Monday, May 9, 2011

Should This Horse be Buckling at the Knees Like This? Or, Why I am Waiting on Surgery.

Well, it's Monday...and I have made some big decisions about not making any decisions.

I have thought long and hard all weekend. I would love to snap my fingers and be thin. So far, modern technology has only gotten as far as weight loss surgery. After a particularly nasty hour of a bootcamp class that has still left me unable to walk without a deranged limp, I thought this was going to be my only resort in order to get the results I want.

I weighed surgery against continued diet and exercise. Surgery, at first blush, always looks like the more desirable choice. It's faster. It may not be easier at first, but it seems to me it is easier than attending another "Please Lord, just let me die here on this smelly mat" class.

Before talking to anyone, I thought about my weight loss goals and what I wanted to do once the weight was gone. My answers included running a 5k and, maybe eventually, a 10k. I envy my athlete friends who can run 8 miles, 11 miles, even half and full marathons with regularity. I'd love to try a rock climbing wall. I'd like to try hiking...possibly with a little camping thrown in there, but let's not go crazy. Also, my friend Ashley keeps bugging me to get under 250 pounds so we can go horseback riding together. Actually, I am not even sure about that either, but it would be nice to say, "Um...are you out of your fucking mind?" without my main reason being not wanting to take down a majestic animal with all of my heft.

None of these goals really mesh with what I thought was my original goal, which was, "To be wicked skinny and hot and to never be called a fat bitch again!"

It is weird, but as time goes on at the gym, I realize that while I am excited about fitting into jeans that were once too tight, I take way more pleasure in harassing people by asking them to feel whatever new muscle emerged that week. This week, it's a bit of firmness above my elbow at the back of my arms. My arms are a source of hatred for me, and I am very proud of making people squeeze what is emerging just below the layers of fat. Before that, it was my biceps. Before that, my ass and thighs. Basically, if you are in my inner circle, I am going to make you touch me inappropriately to show off my new GLUTES!!!

I love the accomplishments I have made, however marginal. In January, I almost died after 1 minute and 30 seconds on the elliptical machine. Now, I almost die after 45 minutes. My goal is to almost die after an hour. As I lift more weight, try new machines, and work on new movements, I gain a very slight amount of confidence. It's teeny, but it is there, growing slowly. I won't get that kind of satisfaction from surgery.

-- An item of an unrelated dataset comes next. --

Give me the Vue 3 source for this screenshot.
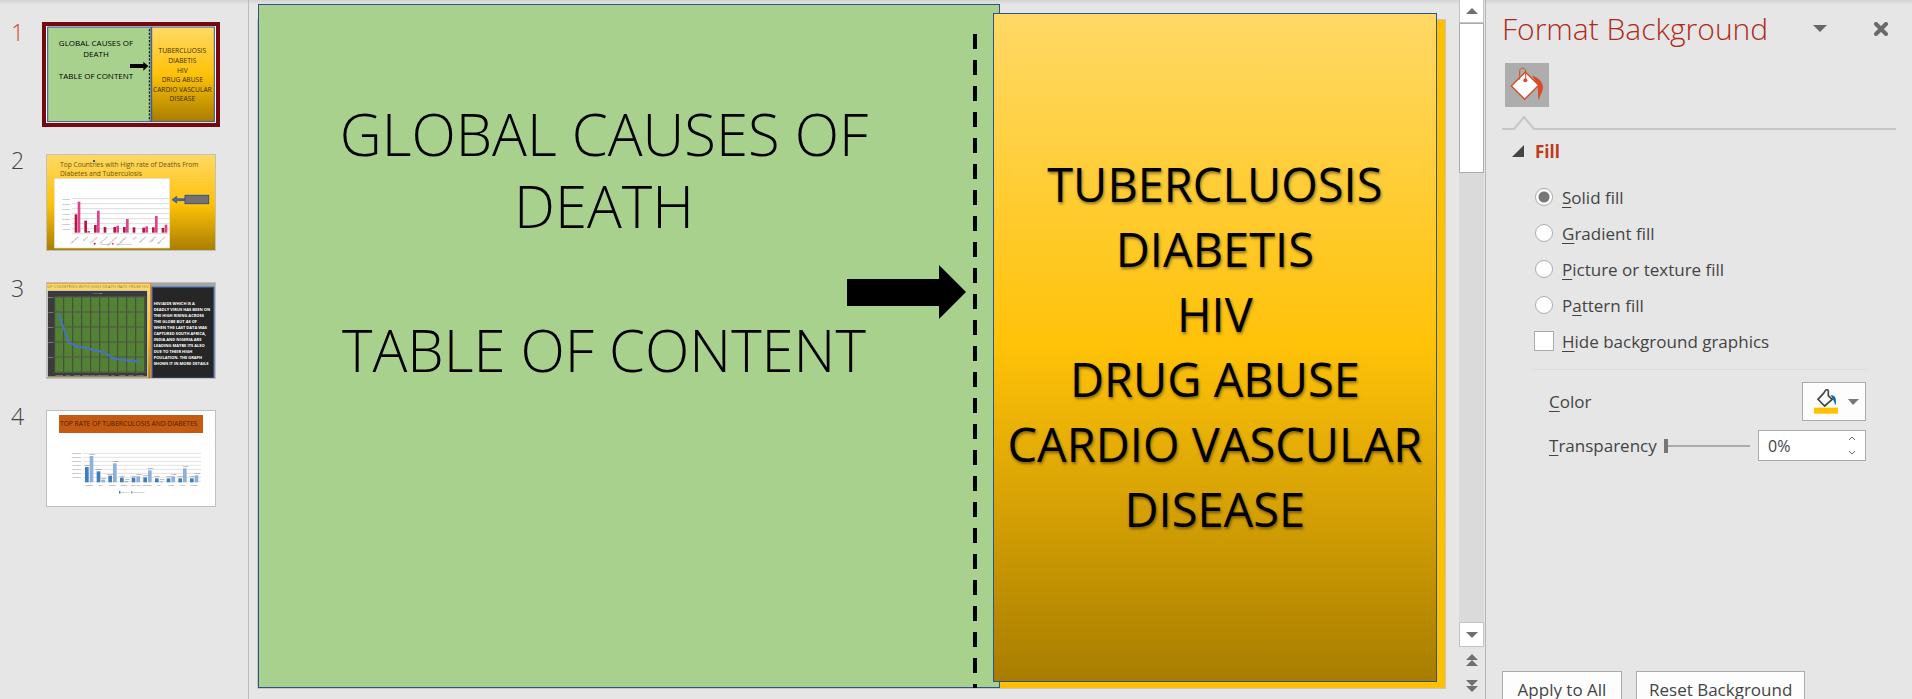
<script setup>
import { ref } from 'vue'

const selected = ref(1)
const fill = ref('solid')
const hideGraphics = ref(false)
const transparency = ref(0)

const fills = [
  { id: 'solid', before: '', key: 'S', after: 'olid fill' },
  { id: 'gradient', before: '', key: 'G', after: 'radient fill' },
  { id: 'picture', before: '', key: 'P', after: 'icture or texture fill' },
  { id: 'pattern', before: 'P', key: 'a', after: 'ttern fill' },
]

const topics = ['TUBERCLUOSIS', 'DIABETIS', 'HIV', 'DRUG ABUSE', 'CARDIO VASCULAR', 'DISEASE']
const topicLines = [82, 112, 142, 169, 198, 226]

const barsTwo = [
  [55, 93], [36, 5], [23, 66], [17, 0], [17, 21], [17, 41], [16, 0], [15, 19], [16, 50], [14, 24],
]
const barsFour = [
  [46, 79], [33, 8], [20, 57], [14, 4], [14, 18], [15, 36], [12, 3], [12, 18], [12, 42], [12, 21],
]
const countries = ['Indonesia', 'Brazil', 'Pakistan', 'Germany', 'South Africa', 'Bangladesh', 'Italy', 'Vietnam', 'Nigeria', 'Myanmar']

const hivNote = [
  'HIV/AIDS WHICH IS A',
  'DEADLY VIRUS HAS BEEN ON',
  'THE HIGH RISING ACROSS',
  'THE GLOBE BUT AS OF',
  'WHEN THE LAST DATA WAS',
  'CAPTURED SOUTH AFRICA,',
  'INDIA AND NIGERIA ARE',
  'LEADING MAYBE ITS ALSO',
  'DUE TO THEIR HIGH',
  'POULATION. THE GRAPH',
  'SHOWS IT IN MORE DETAILS',
]

function step(delta) {
  transparency.value = Math.min(100, Math.max(0, Number(transparency.value) + delta))
}
</script>

<template>
  <div class="workspace">
    <nav class="slides" aria-label="Slides">
      <button
        v-for="n in 4"
        :key="n"
        class="slide-item"
        :class="{ selected: selected === n }"
        type="button"
        @click="selected = n"
      >
        <span class="slide-number">{{ n }}</span>
        <span class="frame">
          <svg v-if="n === 1" viewBox="0 0 510 291" class="thumb">
            <defs>
              <linearGradient id="goldOne" x1="0" y1="0" x2="0" y2="1">
                <stop offset="0" stop-color="#ffd966" />
                <stop offset=".5" stop-color="#ffc208" />
                <stop offset="1" stop-color="#a87d00" />
              </linearGradient>
            </defs>
            <rect width="510" height="291" fill="#fff" />
            <rect x="5" y="3" width="310" height="284" fill="#a9d18e" stroke="#2f528f" stroke-width="3" />
            <rect x="317" y="3" width="188" height="284" fill="url(#goldOne)" stroke="#2f528f" stroke-width="3" />
            <path d="M310 9V285" stroke="#000" stroke-width="3" stroke-dasharray="7 4" />
            <path d="M252 114h40v-7l15 13-15 14v-8h-40z" />
            <g class="t-title">
              <text x="150" y="59">GLOBAL CAUSES OF</text>
              <text x="150" y="92">DEATH</text>
              <text x="150" y="159">TABLE OF CONTENT</text>
            </g>
            <g class="t-topic">
              <text v-for="(t, i) in topics" :key="t" x="409" :y="topicLines[i]">{{ t }}</text>
            </g>
          </svg>

          <svg v-else-if="n === 2" viewBox="0 0 510 291" class="thumb outlined">
            <defs>
              <linearGradient id="goldTwo" x1="0" y1="0" x2="0" y2="1">
                <stop offset="0" stop-color="#ffd966" />
                <stop offset=".52" stop-color="#ffc208" />
                <stop offset="1" stop-color="#a87d00" />
              </linearGradient>
            </defs>
            <rect width="510" height="291" fill="url(#goldTwo)" />
            <text class="t-two" x="42" y="39">Top Countries with High rate of Deaths From</text>
            <text class="t-two" x="42" y="66">Diabetes and Tuberculosis</text>
            <rect x="141" y="18" width="6" height="6" fill="#2f55a5" />
            <rect x="25" y="74" width="346" height="208" fill="#fff" stroke="#e4dfd0" stroke-width="2" />
            <path v-for="i in 8" :key="i" :d="`M78 ${119 + i * 15}H369`" stroke="#dcdcdc" stroke-width="3" />
            <text v-for="i in 7" :key="'a' + i" class="t-axis" x="72" :y="124 + i * 15">{{ 8 - i }}00000</text>
            <g v-for="(b, i) in barsTwo" :key="'b' + i">
              <rect :x="86 + i * 29" :y="236 - b[0]" width="8" :height="b[0]" fill="#b5173f" />
              <rect :x="95 + i * 29" :y="236 - b[1]" width="8" :height="b[1]" fill="#df4390" />
              <text class="t-axis dark" :transform="`translate(${98 + i * 29} 250) rotate(-42)`">{{ countries[i] }}</text>
            </g>
            <circle cx="146" cy="269" r="3" fill="#b5173f" />
            <circle cx="200" cy="269" r="3" fill="#df4390" />
            <text class="t-axis" x="192" y="272">Diabetes</text>
            <text class="t-axis" x="256" y="272">Tuberculosis</text>
            <path d="M378 137l14-10v7h24v6h-24v7z" fill="#44699b" stroke="#2f528f" stroke-width="2" />
            <rect x="417" y="124" width="71" height="25" fill="#767171" stroke="#2f528f" stroke-width="3" />
          </svg>

          <svg v-else-if="n === 3" viewBox="0 0 510 291" class="thumb outlined">
            <defs>
              <linearGradient id="goldThree" x1="0" y1="0" x2="0" y2="1">
                <stop offset="0" stop-color="#ffd966" />
                <stop offset=".5" stop-color="#ffc208" />
                <stop offset="1" stop-color="#a87d00" />
              </linearGradient>
            </defs>
            <rect width="510" height="291" fill="#a5a5a5" />
            <rect x="0" y="3" width="314" height="288" fill="url(#goldThree)" stroke="#ed7d31" stroke-width="4" />
            <text class="t-three" x="3" y="17">OF COUNTRIES WITH HIGH DEATH RATE FROM HIV</text>
            <rect x="4" y="25" width="301" height="260" fill="#3b3b3b" stroke="#d9d9d9" stroke-width="3" />
            <rect x="26" y="44" width="272" height="228" fill="#548235" />
            <path v-for="i in 11" :key="'v' + i" :d="`M${i * 27 - 1} 44V272`" stroke="#404a3b" stroke-width="3" />
            <path v-for="i in 6" :key="'h' + i" :d="`M22 ${i * 45}H298`" stroke="#505050" stroke-width="3" />
            <text class="t-axis light" x="168" y="37">HIV/AIDS</text>
            <text v-for="i in 5" :key="'y' + i" class="t-axis light" x="21" :y="3 + i * 45">{{ 6 - i }}000</text>
            <text v-for="(c, i) in countries" :key="'c' + i" class="t-tiny" :x="39 + i * 27" y="281">{{ c }}</text>
            <path d="M37 93l31 88 27 13 25 3 27 9 28 4 27 19 27 5 28 3 25 2" fill="none" stroke="#4472c4" stroke-width="6" />
            <rect x="319" y="16" width="184" height="272" fill="#262626" stroke="#2f528f" stroke-width="4" />
            <text v-for="(line, i) in hivNote" :key="line" class="t-note" x="323" :y="70 + i * 18">{{ line }}</text>
          </svg>

          <svg v-else viewBox="0 0 510 291" class="thumb outlined">
            <rect width="510" height="291" fill="#fff" />
            <rect x="39" y="15" width="432" height="54" fill="#c55a11" />
            <text class="t-four" x="42" y="48">TOP RATE OF TUBERCULOSIS AND DIABETES</text>
            <path v-for="i in 8" :key="i" :d="`M112 ${118 + i * 12}H465`" stroke="#e2e2e2" stroke-width="3" />
            <text v-for="i in 7" :key="'a' + i" class="t-axis" x="105" :y="121 + i * 12">{{ 8 - i }}000000</text>
            <g v-for="(b, i) in barsFour" :key="'b' + i">
              <rect :x="117 + i * 35" :y="217 - b[0]" width="11" :height="b[0]" fill="#3d80bd" />
              <rect :x="131 + i * 35" :y="217 - b[1]" width="11" :height="b[1]" fill="#8eb0df" />
              <text class="t-tiny dark" :x="129 + i * 35" y="229">{{ countries[i] }}</text>
              <text class="t-tiny dark" :x="122 + i * 35" :y="214 - b[0]">{{ b[0] }}0000</text>
              <text class="t-tiny dark" :x="138 + i * 35" :y="214 - b[1]">{{ b[1] }}0000</text>
            </g>
            <rect x="219" y="243" width="4" height="8" fill="#3d80bd" />
            <rect x="255" y="243" width="4" height="8" fill="#8eb0df" />
            <text class="t-axis" x="249" y="250">Diabetes</text>
            <text class="t-axis" x="295" y="250">Tuberculosis</text>
          </svg>
        </span>
      </button>
    </nav>

    <main class="canvas">
      <div class="slide">
        <section class="shape green">
          <h1>GLOBAL CAUSES OF<br />DEATH<br /><br />TABLE OF CONTENT</h1>
        </section>
        <svg class="divider" aria-hidden="true"><line x1="2" y1="0" x2="2" y2="100%" /></svg>
        <svg class="arrow" viewBox="0 0 119 54" aria-hidden="true"><path d="M0 14H92V0L119 27 92 54V41H0z" /></svg>
        <section class="shape gold">
          <p v-for="t in topics" :key="t">{{ t }}</p>
        </section>
      </div>
    </main>

    <div class="scrollbar" aria-label="Slide scroll bar">
      <button class="sb up" type="button" aria-label="Scroll up">
        <svg viewBox="0 0 12 6"><path d="M6 0l6 6H0z" /></svg>
      </button>
      <div class="track"><div class="handle"></div></div>
      <button class="sb down" type="button" aria-label="Scroll down">
        <svg viewBox="0 0 12 6"><path d="M0 0h12L6 6z" /></svg>
      </button>
      <button class="jump" type="button" aria-label="Previous slide">
        <svg viewBox="0 0 12 12"><path d="M6 0l6 6H0zM6 6l6 6H0z" /></svg>
      </button>
      <button class="jump" type="button" aria-label="Next slide">
        <svg viewBox="0 0 12 12"><path d="M0 0h12L6 6zM0 6h12l-6 6z" /></svg>
      </button>
    </div>

    <aside class="pane">
      <header class="pane-head">
        <h2>Format Background</h2>
        <div class="pane-tools">
          <button type="button" aria-label="Pane options">
            <svg width="14" height="7" viewBox="0 0 14 7"><path d="M0 0h14L7 7z" fill="#666" /></svg>
          </button>
          <button type="button" aria-label="Close pane">
            <svg width="14" height="14" viewBox="0 0 14 14"><path d="M2 2l10 10M12 2L2 12" stroke="#6a6a6a" stroke-width="4" stroke-linecap="round" /></svg>
          </button>
        </div>
      </header>

      <button class="tab" type="button" aria-label="Fill">
        <svg width="44" height="44" viewBox="0 0 132 132">
          <path d="M81 38c16 4 32 16 33 34 0 14-10 24-12 40-4-8-2-18-3-26-1-6-1-14 0-20z" fill="#d84b26" />
          <path d="M61 27l40 40-42 42-40-40z" fill="#fff" stroke="#d84b26" stroke-width="4" />
          <path d="M44 50V24c0-11 18-11 18 0v27" fill="none" stroke="#d84b26" stroke-width="3" />
          <circle cx="61" cy="52" r="6" fill="#d84b26" />
        </svg>
      </button>
      <div class="rule">
        <svg width="32" height="14" viewBox="0 0 32 14"><path d="M0 13H2L12 1 22 13H32" fill="none" stroke="#c6c6c6" stroke-width="2" /></svg>
        <span></span>
      </div>

      <button class="section" type="button">
        <svg width="12" height="12" viewBox="0 0 12 12"><path d="M12 0v12H0z" fill="#444" /></svg>
        Fill
      </button>

      <div class="body">
        <div class="options" role="radiogroup" aria-label="Fill">
          <label v-for="f in fills" :key="f.id" class="option">
            <input v-model="fill" type="radio" name="fill" :value="f.id" />
            <span>{{ f.before }}<u>{{ f.key }}</u>{{ f.after }}</span>
          </label>
          <label class="option">
            <input v-model="hideGraphics" type="checkbox" />
            <span><u>H</u>ide background graphics</span>
          </label>
        </div>

        <div class="row color-row">
          <label for="color"><u>C</u>olor</label>
          <button id="color" class="color" type="button">
            <svg width="24" height="25" viewBox="0 0 72 75">
              <path d="M50 18c14 0 18 10 15 31-3-5-4-9-6-14z" fill="#1068b3" />
              <path d="M28 14L12 31l20 20 25-22M28 14l6-9c3-5 9-3 9 2v13l12 12" fill="#fff" stroke="#444" stroke-width="5" />
              <rect y="56" width="72" height="18" fill="#ffc000" />
            </svg>
            <svg width="11" height="6" viewBox="0 0 11 6"><path d="M0 0h11L5 6z" fill="#777" /></svg>
          </button>
        </div>

        <div class="row">
          <label for="transparency"><u>T</u>ransparency</label>
          <input id="transparency" v-model="transparency" class="slider" type="range" min="0" max="100" />
          <div class="spin">
            <input type="text" aria-label="Transparency percent" :value="transparency + '%'" />
            <div class="steps">
              <button type="button" aria-label="Increase" @click="step(1)">
                <svg width="8" height="5" viewBox="0 0 8 5"><path d="M1 4l3-3 3 3" /></svg>
              </button>
              <button type="button" aria-label="Decrease" @click="step(-1)">
                <svg width="8" height="5" viewBox="0 0 8 5"><path d="M1 1l3 3 3-3" /></svg>
              </button>
            </div>
          </div>
        </div>
      </div>

      <footer>
        <button type="button">App<u>l</u>y to All</button>
        <button type="button">Reset <u>B</u>ackground</button>
      </footer>
    </aside>
  </div>
</template>

<style>
body {
  overflow: hidden;
}
</style>

<style scoped>
* {
  box-sizing: border-box;
}
.workspace {
  display: grid;
  grid-template-columns: 249px minmax(0, 1fr) 26px 427px;
  height: 100vh;
  overflow: hidden;
  background: linear-gradient(#d4d4d4, #e6e6e6 5px);
  color: #444;
  font-family: "Open Sans", "Noto Sans", sans-serif;
  font-size: 17px;
}
button {
  padding: 0;
  border: 0;
  background: none;
  color: inherit;
  font: inherit;
  cursor: pointer;
}
svg {
  display: block;
}
u {
  text-decoration-thickness: 1px;
  text-underline-offset: 3px;
}

/* slide list */
.slides {
  display: flex;
  flex-direction: column;
  gap: 23px;
  padding: 22px 0 0 11px;
  border-right: 1px solid #bcbcbc;
}
.slide-item {
  display: flex;
  align-items: flex-start;
  text-align: left;
}
.slide-number {
  width: 31px;
  color: #444;
  font-size: 23px;
  font-weight: 300;
  line-height: 20px;
}
.selected .slide-number {
  color: #d24726;
}
.frame {
  width: 178px;
  border: 4px solid transparent;
}
.selected .frame {
  border-color: #750811;
}
.thumb {
  width: 170px;
  height: 97px;
}
.outlined {
  outline: 1px solid #c0c0c0;
  outline-offset: -1px;
}
.t-title {
  font-size: 24px;
  text-anchor: middle;
}
.t-topic {
  font-size: 20px;
  text-anchor: middle;
  fill: #3a2c00;
}
.t-two {
  font-size: 20px;
  fill: #6b5310;
}
.t-three {
  font-size: 13px;
  fill: #8b8b5c;
}
.t-four {
  font-size: 20px;
  fill: #4a1f00;
}
.t-note {
  font-size: 12px;
  font-weight: 700;
  fill: #fff;
}
.t-axis {
  font-size: 7px;
  text-anchor: end;
  fill: #8a8a8a;
}
.t-tiny {
  font-size: 5px;
  text-anchor: middle;
  fill: #ccc;
}
.dark {
  fill: #555;
}
.light {
  fill: #ccc;
}

/* slide canvas */
.canvas {
  display: flex;
  padding: 19px 13px 10px 8px;
}
.slide {
  position: relative;
  flex: 1;
  border: 1px solid #c6c6c6;
  background: #ffc000;
}
.shape {
  position: absolute;
  border: 1px solid #2f528f;
}
.green {
  top: -16px;
  bottom: 0;
  left: 0;
  width: 62.5%;
  padding: 93px 50px 0 0;
  background: #a9d18e;
}
h1 {
  margin: 0;
  color: #000;
  font-size: 58px;
  font-weight: 300;
  line-height: 72px;
  text-align: center;
  white-space: nowrap;
}
.gold {
  top: -7px;
  right: 8px;
  bottom: 6px;
  left: 61.9%;
  padding-top: 138px;
  background: linear-gradient(#ffd966, #ffc208 50%, #a87d00);
}
.gold p {
  margin: 0;
  color: #000;
  font-size: 47px;
  line-height: 65px;
  text-align: center;
  text-shadow: 1px 2px 3px rgba(0, 0, 0, 0.45);
  white-space: nowrap;
}
.divider {
  position: absolute;
  top: 14px;
  left: 60.2%;
  width: 4px;
  height: 654px;
}
.divider line {
  stroke: #000;
  stroke-width: 4;
  stroke-dasharray: 15 11;
}
.arrow {
  position: absolute;
  top: 245px;
  left: 49.6%;
  width: 119px;
}

/* scroll bar */
.scrollbar {
  display: flex;
  flex-direction: column;
  padding-right: 1px;
}
.scrollbar svg {
  width: 12px;
  margin: 0 auto;
  fill: #707070;
}
.sb {
  height: 25px;
  border: 1px solid #c3c3c3;
  background: #fff;
}
.up {
  height: 23px;
  border-top: 0;
}
.track {
  flex: 1;
  background: #dadada;
}
.handle {
  height: 25%;
  border: 1px solid #ababab;
  background: #fff;
}
.jump {
  height: 26px;
}

/* format pane */
.pane {
  display: flex;
  flex-direction: column;
  padding: 0 16px;
  border-left: 1px solid #b5b5b5;
}
.pane-head {
  display: flex;
  align-items: center;
  justify-content: space-between;
  height: 57px;
  padding-right: 8px;
}
.pane-tools {
  display: flex;
  align-items: center;
  gap: 47px;
}
h2 {
  margin: 0;
  color: #b02a1a;
  font-size: 30px;
  font-weight: 300;
  line-height: 40px;
  white-space: nowrap;
}
.tab {
  flex: none;
  width: 44px;
  height: 44px;
  margin: 6px 0 9px 3px;
  background: #adadad;
}
.rule {
  display: flex;
  align-items: flex-end;
  padding-left: 10px;
  background: linear-gradient(#c6c6c6, #c6c6c6) 0 100% / 12px 2px no-repeat;
}
.rule span {
  flex: 1;
  height: 2px;
  background: #c6c6c6;
}
.section {
  display: flex;
  align-items: center;
  gap: 11px;
  height: 24px;
  margin: 9px 0 0 10px;
  color: #c0391b;
  font-weight: 700;
}
.body {
  padding: 16px 30px 0 32px;
}
.options {
  padding-bottom: 10px;
  border-bottom: 1px solid #dcdcdc;
}
.option {
  display: flex;
  align-items: center;
  gap: 8px;
  height: 36px;
}
.option input {
  width: 20px;
  height: 20px;
  margin: 0;
  border: 1px solid #ababab;
  background: #fff;
  appearance: none;
}
.option input[type="radio"] {
  width: 18px;
  height: 18px;
  margin: 0 1px;
  border-radius: 50%;
}
.option input[type="radio"]:checked {
  background: radial-gradient(#777 5px, #fff 6px);
}
.row {
  display: flex;
  align-items: center;
  justify-content: space-between;
  padding-left: 15px;
}
.color-row {
  margin: 12px 0 9px;
}
.color {
  display: flex;
  align-items: center;
  justify-content: center;
  gap: 10px;
  width: 64px;
  height: 39px;
  padding-left: 5px;
  border: 1px solid #ababab;
  background: #fdfdfd;
}
.slider {
  width: 86px;
  height: 14px;
  margin: 0 8px 0 auto;
  background: linear-gradient(#ababab, #ababab) 0 50% / 100% 2px no-repeat;
  appearance: none;
}
.slider::-webkit-slider-thumb {
  width: 4px;
  height: 14px;
  background: #777;
  appearance: none;
}
.spin {
  display: flex;
  width: 108px;
  height: 31px;
  border: 1px solid #ababab;
  background: #fff;
}
.spin input {
  flex: 1;
  width: 0;
  padding: 0 0 0 9px;
  border: 0;
  background: none;
  color: #444;
  font-family: inherit;
  font-size: 16px;
}
.steps {
  display: flex;
  flex-direction: column;
  width: 26px;
}
.steps button {
  display: grid;
  flex: 1;
  place-items: center;
}
.steps path {
  fill: none;
  stroke: #666;
  stroke-width: 1;
}
footer {
  display: flex;
  gap: 14px;
  height: 28px;
  margin-top: auto;
}
footer button {
  flex: none;
  min-width: 120px;
  height: 36px;
  padding: 0 12px;
  border: 1px solid #ababab;
  background: #fdfdfd;
  white-space: nowrap;
}
</style>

I told my trainer this today, and I said that I couldn't quite place it, but it seems like surgery would be kind of an empty win for me, personally. I have a few friends who have had the surgery and they look amazing. Would I give anything to be that skinny that fast? Absolutely, I am not kidding myself here. But would it jive with the kind of skinny gal I am striving to be? The athletic one who can run miles, climb giant things, and not tranquilize horses using only the power of my fat ass? Not really...

My husband, Phill, can see the pros and cons of each side of my decision. He is supportive of whatever I choose to do, but says I can do all this after surgery, too. It would be like pushing the starting line a little closer to the finish line. It makes sense. My trainer calls it "cheating". From his view, it also makes sense.

So I have made some sort of compromise in my head: I am already paying for the training sessions, and the recovery time would eat into that. I might have to start over in some respects, while my body recuperates. I might be one of the lucky ones with nasty side effects that affect how I train. So, I have decided to finish the year of training before making any big decisions. If I work really hard and really pay attention to what I am eating, and still see no results, then next year it will be time to move on to more drastic steps.

Also, I read that after 10 years, most people gain weight back after surgery. I know I will be one of those people. Because while I will only be able to eat a certain amount of food, and certain kinds, believe me, one emotional upset and I will try to shove in whatever fits down there. Until I gain confidence and self-esteem through accomplishments that matter to me, and until I learn better responses to being upset, no amount of surgery is going to permanently fix me.

It is how I got here in the first place. Paxil was going to be the easy way out of my anxiety attacks, and instead I ended up 130 pounds heavier...and still panicking after I went off it. Rather than take another fast fix, I need to slow down and really work on the things that are standing in my way...so they won't stand in my way for the rest of my life.

...And then I can get back on the horse.